По приезде в Париж, я встретил слугу Сильвии с фиакром, в который он все погрузил и отвез меня в жилье, которое я нашел весьма удобным. Перенеся туда мой багаж и все мое имущество, он отвел меня к хозяйке, обитавшей в полусотне шагов оттуда. Баллетти представил меня своему отцу, Марио, встающему после болезни. Имена Марио и Сильвия были их сценические имена, под которыми они выступали в комедиях. Французы никогда не дают итальянским комедиантам вне дома других имен, кроме тех, под которыми их знают по театру. «Добрый день, месье Арлекин, добрый день, месье Панталон», — говорят в Пале-Рояле тем, кто играет этих персонажей.
Глава VIII
Мое ученичество в Париже. Зарисовки. Странности. Тысяча вещей.
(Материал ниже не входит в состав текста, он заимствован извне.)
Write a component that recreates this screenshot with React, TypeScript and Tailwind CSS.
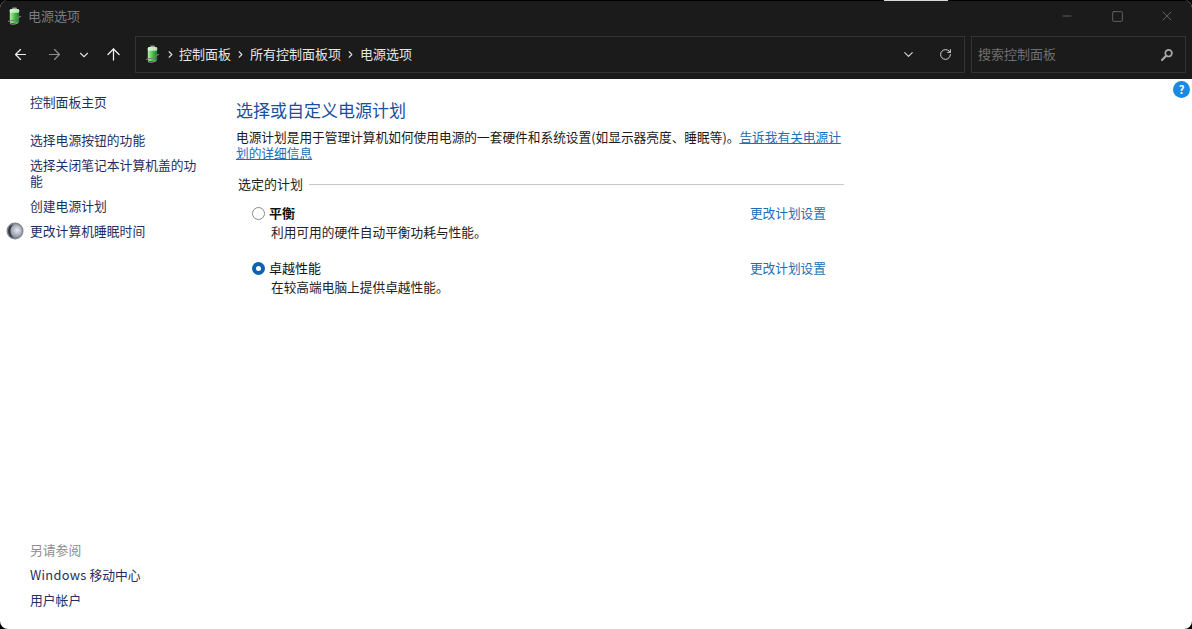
import { ArrowLeft, ArrowRight, ArrowUp, ChevronDown, ChevronRight, Minus, RotateCw, Square, X } from "lucide-react";

const FONT = "font-['Noto_Sans_CJK_SC','Noto_Sans',sans-serif]";

function BatteryIcon({ id, className }: { id: string; className: string }) {
  return (
    <svg viewBox="0 0 16 20" className={className}>
      <defs>
        <linearGradient id={id} x1="0" x2="1" y1="0" y2="0">
          <stop offset="0" stopColor="#b5eea8" />
          <stop offset="0.5" stopColor="#4fc04a" />
          <stop offset="1" stopColor="#1c7d2b" />
        </linearGradient>
      </defs>
      <rect x="5.5" y="0.5" width="5" height="2" rx="0.6" fill="#8fa08f" />
      <rect x="3" y="2" width="10" height="15" rx="1.6" fill={`url(#${id})`} />
      <rect x="3" y="2" width="10" height="4" rx="1.4" fill="#e4f5e0" opacity="0.8" />
      <path d="M1 15.5c3-2.2 5.5-.6 7.5-1.8s3.9-3.4 6.5-4" fill="none" stroke="#7b7b7b" strokeWidth="1.2" />
      <path d="M3 17.5c2.5 1 6 1 9-1" fill="none" stroke="#9a9a9a" strokeWidth="1.3" />
    </svg>
  );
}

function MoonIcon() {
  return (
    <svg viewBox="0 0 18 18" className="h-[18px] w-[18px] shrink-0">
      <defs>
        <radialGradient id="moon" cx="0.65" cy="0.45" r="0.7">
          <stop offset="0" stopColor="#e8eaf2" />
          <stop offset="0.55" stopColor="#a4a8b6" />
          <stop offset="1" stopColor="#5d606c" />
        </radialGradient>
      </defs>
      <circle cx="9" cy="9" r="8.5" fill="#85878f" />
      <circle cx="9" cy="9" r="7" fill="url(#moon)" />
      <path d="M7.5 2.2a7 7 0 0 0 0 13.6 9 9 0 0 1 0-13.6z" fill="#32343f" />
    </svg>
  );
}

function SearchIcon() {
  return (
    <svg viewBox="0 0 14 14" className="h-3.5 w-3.5">
      <circle cx="8.6" cy="5.2" r="3.3" fill="none" stroke="#a8a8a8" strokeWidth="1.7" />
      <path d="M6.2 7.8 2 12" stroke="#a8a8a8" strokeWidth="2.2" strokeLinecap="round" />
    </svg>
  );
}

function SideLink({ children, icon }: { children: React.ReactNode; icon?: React.ReactNode }) {
  return (
    <div className="relative">
      {icon && <div className="absolute top-[-1px] left-[-24px]">{icon}</div>}
      <a className="block text-[12.8px] leading-[16px] text-[#1f2f62]">{children}</a>
    </div>
  );
}

function Plan({ name, desc, selected }: { name: string; desc: string; selected?: boolean }) {
  return (
    <div className="flex flex-col">
      <div className="flex h-5 items-center pr-[18px] pl-[16px]">
        {selected ? (
          <span className="h-[13px] w-[13px] rounded-full border-4 border-[#0a63b0] bg-white" />
        ) : (
          <span className="h-[13px] w-[13px] rounded-full border border-[#8a8a8a] bg-white" />
        )}
        <span className={`ml-[4px] flex-1 text-[13px] leading-[16px] text-[#111] ${selected ? "" : "font-bold"}`}>{name}</span>
        <a className="text-[12.7px] leading-[16px] text-[#1c6fb5]">更改计划设置</a>
      </div>
      <p className="pl-[35px] text-[12.7px] leading-[18px] text-[#222]">{desc}</p>
    </div>
  );
}

export default function App() {
  return (
    <div className="bg-black">
      <div className={`relative flex h-[629px] w-[1192px] flex-col overflow-hidden rounded-[8px] bg-white ${FONT}`}>
        <header className="h-[79px] shrink-0 border-t border-black bg-[#1b1b1b]">
          <div className="flex h-[30px] items-center pl-[7px]">
            <BatteryIcon id="b1" className="h-[19px] w-[15px]" />
            <span className="ml-[6px] flex-1 text-[13px] text-[#7c7c7c]">电源选项</span>
            <div className="flex items-center text-[#7a7a7a]">
              <div className="flex w-[50px] justify-center"><Minus size={14} strokeWidth={1.2} /></div>
              <div className="flex w-[50px] justify-center"><Square size={13} strokeWidth={1.3} /></div>
              <div className="flex w-[50px] justify-center"><X size={16} strokeWidth={1.1} /></div>
            </div>
          </div>
          <div className="mt-[5px] flex h-[37px] items-center">
            <div className="flex w-[135px] items-center pl-[12px]">
              <ArrowLeft size={17} strokeWidth={1.7} className="text-[#f0f0f0]" />
              <ArrowRight size={17} strokeWidth={1.7} className="ml-[17px] text-[#8f8f8f]" />
              <ChevronDown size={14} strokeWidth={2} className="ml-[14px] text-[#d8d8d8]" />
              <ArrowUp size={19} strokeWidth={1.6} className="ml-[13px] text-[#f0f0f0]" />
            </div>
            <div className="flex h-[37px] w-[830px] items-center border border-[#333] pl-[9px] text-[13px] leading-[16px] text-[#e6e6e6]">
              <BatteryIcon id="b2" className="h-[19px] w-[15px]" />
              <ChevronRight size={11} strokeWidth={2.4} className="ml-[5px] text-[#ddd]" />
              <span className="ml-[3px] -translate-y-px">控制面板</span>
              <ChevronRight size={11} strokeWidth={2.4} className="ml-[4px] text-[#ddd]" />
              <span className="ml-[4px] -translate-y-px">所有控制面板项</span>
              <ChevronRight size={11} strokeWidth={2.4} className="ml-[4px] text-[#ddd]" />
              <span className="ml-[4px] -translate-y-px">电源选项</span>
              <ChevronDown size={15} strokeWidth={1.7} className="mr-[23px] ml-auto text-[#ddd]" />
              <RotateCw size={13} strokeWidth={1.7} className="mr-[12px] text-[#ddd]" />
            </div>
            <div className="ml-[6px] flex h-[37px] w-[215px] items-center justify-between border border-[#333] pr-[11px] pl-[6px] text-[13px] leading-[16px] text-[#6e6e6e]">
              <span className="-translate-y-px">搜索控制面板</span>
              <SearchIcon />
            </div>
          </div>
        </header>

        <div className="flex min-h-0 flex-1">
          <aside className="flex w-[206px] shrink-0 flex-col justify-between pt-[15px] pb-[21px] pl-[30px]">
            <div className="flex w-[170px] flex-col">
              <SideLink>控制面板主页</SideLink>
              <div className="mt-[22px] flex flex-col gap-[9px]">
                <SideLink>选择电源按钮的功能</SideLink>
                <SideLink>选择关闭笔记本计算机盖的功能</SideLink>
                <SideLink>创建电源计划</SideLink>
                <SideLink icon={<MoonIcon />}>更改计算机睡眠时间</SideLink>
              </div>
            </div>
            <div className="flex flex-col gap-[9px]">
              <span className="text-[12.8px] leading-[16px] text-[#8d8d8d]">另请参阅</span>
              <SideLink><span className="tracking-[0.3px]">Windows</span> 移动中心</SideLink>
              <SideLink>用户帐户</SideLink>
            </div>
          </aside>

          <main className="w-[638px] pt-[18px] pl-[30px]">
            <h1 className="text-[17px] leading-[26px] font-normal text-[#17509f]">选择或自定义电源计划</h1>
            <p className="mt-[6px] text-[12.7px] leading-[16px] text-[#1a1a1a]">
              电源计划是用于管理计算机如何使用电源的一套硬件和系统设置(如显示器亮度、睡眠等)。
              <a className="text-[#1c6fb5] underline">告诉我有关电源计划的详细信息</a>
            </p>
            <div className="mt-[15px] flex items-center pl-[2px]">
              <span className="text-[13px] leading-[16px] text-[#222]">选定的计划</span>
              <div className="ml-[6px] h-px flex-1 bg-[#c8c8c8]" />
            </div>
            <div className="mt-[11px] flex flex-col gap-[17px]">
              <Plan name="平衡" desc="利用可用的硬件自动平衡功耗与性能。" />
              <Plan name="卓越性能" desc="在较高端电脑上提供卓越性能。" selected />
            </div>
          </main>
        </div>

        <div className="absolute top-0 left-[884px] h-px w-16 bg-[#d8d8d8]" />
        <div className="absolute top-[81px] right-[2px] flex h-[17px] w-[17px] items-center justify-center rounded-full bg-[#1a8be0] text-[11px] leading-none font-bold text-white">?</div>
      </div>
    </div>
  );
}
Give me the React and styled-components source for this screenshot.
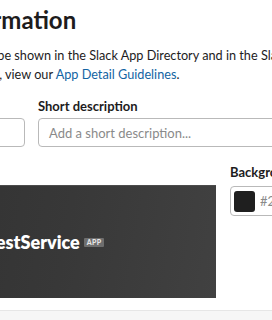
import React from 'react';
import styled, { createGlobalStyle } from 'styled-components';

const Global = createGlobalStyle`
  html, body { margin: 0; padding: 0; background: #fff; }
  body {
    width: 272px; height: 320px; overflow: hidden;
    font-family: Lato, "Noto Sans", sans-serif; color: #1d1c1d;
  }
`;

const Page = styled.div`
  width: 272px;
  height: 320px;
  overflow: hidden;
  display: flex;
  flex-direction: column;
  background: #fff;
`;

const Content = styled.div`
  margin-left: -122px;
  width: 620px;
  padding-top: 5px;
  flex: 1;
`;

const Title = styled.h2`
  margin: 0 0 0 -12px;
  font-size: 24px;
  font-weight: 700;
  line-height: 30px;
  color: #1d1c1d;
`;

const Para = styled.p`
  margin: 11px 0 0 3px;
  font-size: 12.7px;
  line-height: 19px;
  color: #1d1c1d;
  white-space: nowrap;
`;

const Link = styled.a`
  color: #1264a3;
  text-decoration: none;
`;

const FieldsRow = styled.div`
  display: flex;
  gap: 13px;
  margin-top: 13px;
`;

const Field = styled.div`
  display: flex;
  flex-direction: column;
  gap: 3px;
  width: ${p => p.$w}px;
`;

const Label = styled.label`
  font-size: 13px;
  font-weight: 700;
  line-height: 18px;
  color: #1d1c1d;
  white-space: nowrap;
`;

const Input = styled.div`
  height: 29px;
  box-sizing: border-box;
  border: 1px solid #b9b9b9;
  border-radius: 4px;
  padding: 0 10px;
  display: flex;
  align-items: center;
  font-size: 13px;
  color: #8a8a8a;
  white-space: nowrap;
`;

const PreviewRow = styled.div`
  display: flex;
  gap: 14px;
  margin-top: 16px;
`;

const PreviewCol = styled.div`
  display: flex;
  flex-direction: column;
  gap: 5px;
`;

const HiddenLabel = styled(Label)`
  visibility: hidden;
`;

const PreviewBox = styled.div`
  width: 338px;
  height: 113px;
  margin-top: -1px;
  box-sizing: border-box;
  border-top: 1px solid #4c4c4c;
  background: linear-gradient(100deg, #303030 0%, #383838 55%, #414141 100%);
  display: flex;
  align-items: center;
  padding-left: 66px;
  gap: 7px;
`;

const AppIcon = styled.div`
  width: 36px;
  height: 36px;
  border-radius: 6px;
  background: #5a5a5a;
  flex: none;
`;

const AppName = styled.span`
  font-size: 18px;
  font-weight: 800;
  color: #fff;
  white-space: nowrap;
`;

const Badge = styled.span`
  background: #6e6e6e;
  color: #e6e6e6;
  font-size: 7px;
  font-weight: 900;
  line-height: 9px;
  padding: 0 3px;
  border-radius: 1px;
  letter-spacing: 0.3px;
  margin-left: -3px;
`;

const ColorInput = styled.div`
  width: 180px;
  height: 30px;
  box-sizing: border-box;
  border: 1px solid #b9b9b9;
  border-radius: 4px;
  display: flex;
  align-items: center;
  padding-left: 3px;
  gap: 5px;
  font-size: 13px;
  color: #8a8a8a;
`;

const Swatch = styled.div`
  width: 21px;
  height: 21px;
  border-radius: 3px;
  background: #1f1f1f;
`;

const Footer = styled.div`
  height: 9px;
  flex: none;
  border-top: 1px solid #e6e6e6;
  background: #f6f6f6;
`;

export default function App() {
  return (
    <Page>
      <Global />
      <Content>
        <Title>Display Information</Title>
        <Para>
          This information will be shown in the Slack App Directory and in the Slack client.
          <br />
          For more information, view our <Link href="#">App Detail Guidelines</Link>.
        </Para>
        <FieldsRow>
          <Field $w={147}>
            <Label>App name</Label>
            <Input>TestService</Input>
          </Field>
          <Field $w={400}>
            <Label>Short description</Label>
            <Input>Add a short description...</Input>
          </Field>
        </FieldsRow>
        <PreviewRow>
          <PreviewCol>
            <HiddenLabel>Preview</HiddenLabel>
            <PreviewBox>
              <AppIcon />
              <AppName>TestService</AppName>
              <Badge>APP</Badge>
            </PreviewBox>
          </PreviewCol>
          <PreviewCol>
            <Label>Background color</Label>
            <ColorInput>
              <Swatch />
              #222222
            </ColorInput>
          </PreviewCol>
        </PreviewRow>
      </Content>
      <Footer />
    </Page>
  );
}
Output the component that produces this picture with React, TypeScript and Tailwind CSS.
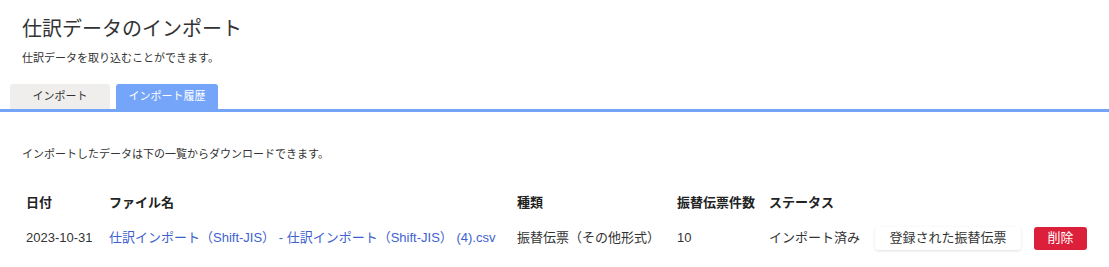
import React from "react";

const font = { fontFamily: '"Liberation Sans", "Noto Sans CJK JP", sans-serif' };

export default function App() {
  return (
    <div className="w-[1109px] h-[267px] bg-white text-[#333] overflow-hidden" style={font}>
      <div className="pl-[22px] pt-[15px]">
        <h1 className="text-[20px] leading-[28px] font-normal text-[#333]">仕訳データのインポート</h1>
        <p className="mt-[7px] text-[11px] leading-[16px] text-[#333]">仕訳データを取り込むことができます。</p>
      </div>
      <div className="mt-[18px] flex gap-[6px] pl-[10px] border-b-[3px] border-[#74a5f8]">
        <div className="w-[100px] h-[25px] flex items-center justify-center rounded-t-[3px] bg-[#efeeec] text-[11px] text-[#333]">
          インポート
        </div>
        <div className="w-[102px] h-[25px] flex items-center justify-center rounded-t-[3px] bg-[#74a5f8] text-[11px] text-white">
          インポート履歴
        </div>
      </div>
      <div className="pl-[22px]">
        <p className="mt-[34px] text-[11px] leading-[16px] text-[#333]">
          インポートしたデータは下の一覧からダウンロードできます。
        </p>
        <div className="mt-[24px] grid grid-cols-[83px_408px_160px_92px_106px_1fr] text-[13px]">
          <div className="h-[34px] flex items-center pl-[4px] font-bold text-[#222]">日付</div>
          <div className="h-[34px] flex items-center pl-[4px] font-bold text-[#222]">ファイル名</div>
          <div className="h-[34px] flex items-center pl-[4px] font-bold text-[#222]">種類</div>
          <div className="h-[34px] flex items-center pl-[4px] font-bold text-[#222]">振替伝票件数</div>
          <div className="h-[34px] flex items-center pl-[4px] font-bold text-[#222]">ステータス</div>
          <div className="h-[34px]"></div>

          <div className="h-[36px] flex items-center pl-[4px]">2023-10-31</div>
          <div className="h-[36px] flex items-center pl-[4px] whitespace-nowrap">
            <a className="text-[#3d5fd0]" href="#">仕訳インポート（Shift-JIS） - 仕訳インポート（Shift-JIS） (4).csv</a>
          </div>
          <div className="h-[36px] flex items-center pl-[4px] whitespace-nowrap">振替伝票（その他形式）</div>
          <div className="h-[36px] flex items-center pl-[4px]">10</div>
          <div className="h-[36px] flex items-center pl-[4px] whitespace-nowrap">インポート済み</div>
          <div className="h-[36px] flex items-center pl-[4px] gap-[13px]">
            <button className="w-[146px] h-[23px] flex items-center justify-center rounded-[3px] bg-white text-[13px] text-[#333] shadow-[0_1px_3px_rgba(0,0,0,0.13)]">
              登録された振替伝票
            </button>
            <button className="w-[53px] h-[23px] flex items-center justify-center rounded-[3px] bg-[#dc1f3a] text-[13px] text-white">
              削除
            </button>
          </div>
        </div>
      </div>
    </div>
  );
}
Сильвия отпраздновала приезд своего сына, созвав к себе на ужин своих родственников. Я был счастлив, что, приехав в Париж, смог с ними познакомиться. Марио, отец Баллетти, не вышел к столу, поскольку выздоравливал, но я познакомился с его старшей сестрой, сценическое имя которой было Фламиния. Она известна в области литературы, благодаря нескольким переводам; но мне особенно захотелось познакомиться с ней поглубже из-за истории, известной всей Италии, о пребывании в Париже трех знаменитых людей. Это были маркиз Мафиеи, аббат Конти и Пьер-Жак Мартелли. Они стали врагами, как говорят, из-за того, что каждый претендовал на благосклонность этой актрисы, и, как люди ученые, они сражались на перьях. Мартелли создал сатиру на Мафиеи, которого по анаграмме назвал Фемиа. Поскольку я был представлен Фламинии как кандидат в республику литературы, эта женщина сочла своим долгом почтить меня собеседованием. Я нашел ее неприятной по внешности, тону, стилю и даже по ее голосу; она им не говорила, но, давая понять, что она — знаменитость в республике литературы, говорила со мной как с букашкой, она как бы диктовала истины и полагала, что имеет на это право в свои семьдесят лет перед мальчишкой двадцати пяти лет, который еще не обогатил ни одной библиотеки. Чтобы поддержать беседу, я заговорил об аббате Конти и, к слову, процитировал два стиха этого человека глубокого ума. Она поправила меня добродушно на слове scevra, означающего отделенный, которое я произнес со звуком «в» согласным. Она сказала, что нужно здесь произносить как гласный «u», и что мне не следует сердиться, получая этот урок в первый же день своего пребывания в Париже.